I am having issues applying SGHMC inference on a convolutional neural network, such as LeNet. We believe our LeNet architecture is valid, but after 50000 iterations, the network does not learn anything.

We tested on applying MNIST dataset on a single layer NN with SGHMC, and we got 90% after 10000 iteration with batch size of 500.

Does Edward/SGHMC work on when using convolution operation, or are we doing something wrong with our model.

Here is our notebook of training LeNet with SGHMC with MNIST dataset.

Can anyone advise/help with why SGHMC is performing? My teammate and I would really appreciate it!

1 Like

I didn’t run your code so I could be wrong but I see in the model you define the placeholder X but then you define a new placeholder x which is the one used in the inference run. I hope this helps.

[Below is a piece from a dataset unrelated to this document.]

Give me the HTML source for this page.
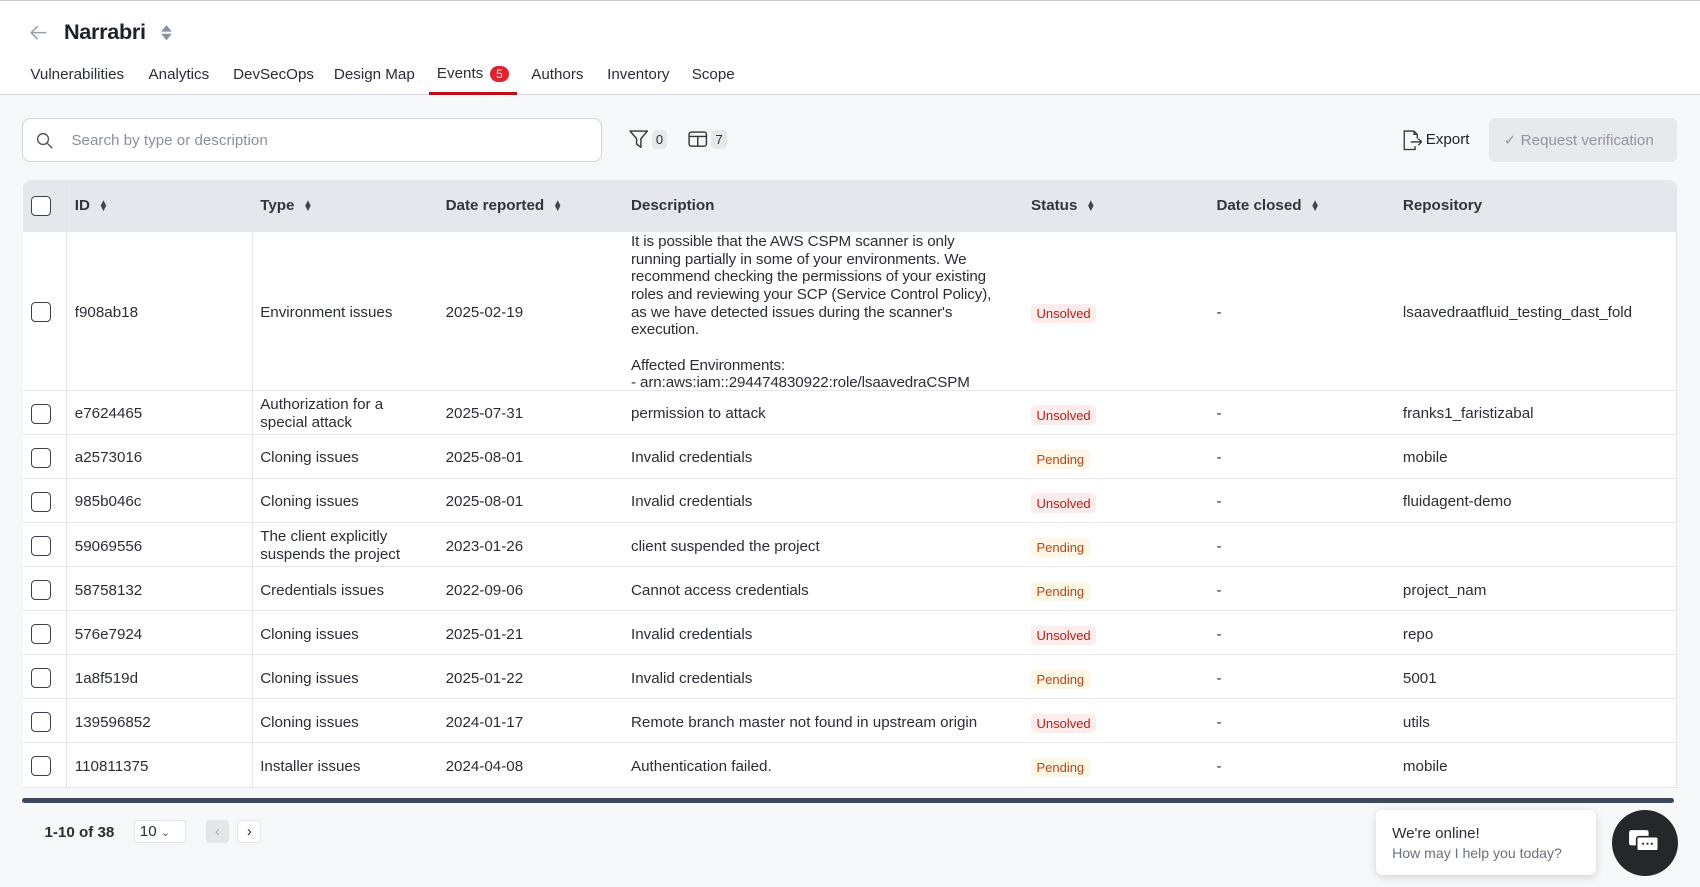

I’m also trying something similar. But I am using HMC with a smaller scale dataset (about 20000 training images and 2000 testing images). I haven’t quite figure out how to get reasonable results. I am monitoring the acceptance rate returned by the hmc inference function. It suppose to be close to 1. A couple of things I noticed could change the acceptance rate of samples are: 1) initial values of the q variables i.e. the variables with Empirical distributions. 2) step_size (SGHMC also has this one); 3) n_steps (For SGHMC this is ‘friction’). By tuning the values of 1),2),3) I manage to get a reasonable acceptance rate. I also found the acceptance rate is quite sensitive to the choice of 1),2),3). However, the issue is that the model still does not learn anything meaning that if I use the samples of q variables to perform inference, the results are pretty poor.

I am not really sure how to debug this. Any further comments on getting HMC/SGHMC working on CNN are appreciated.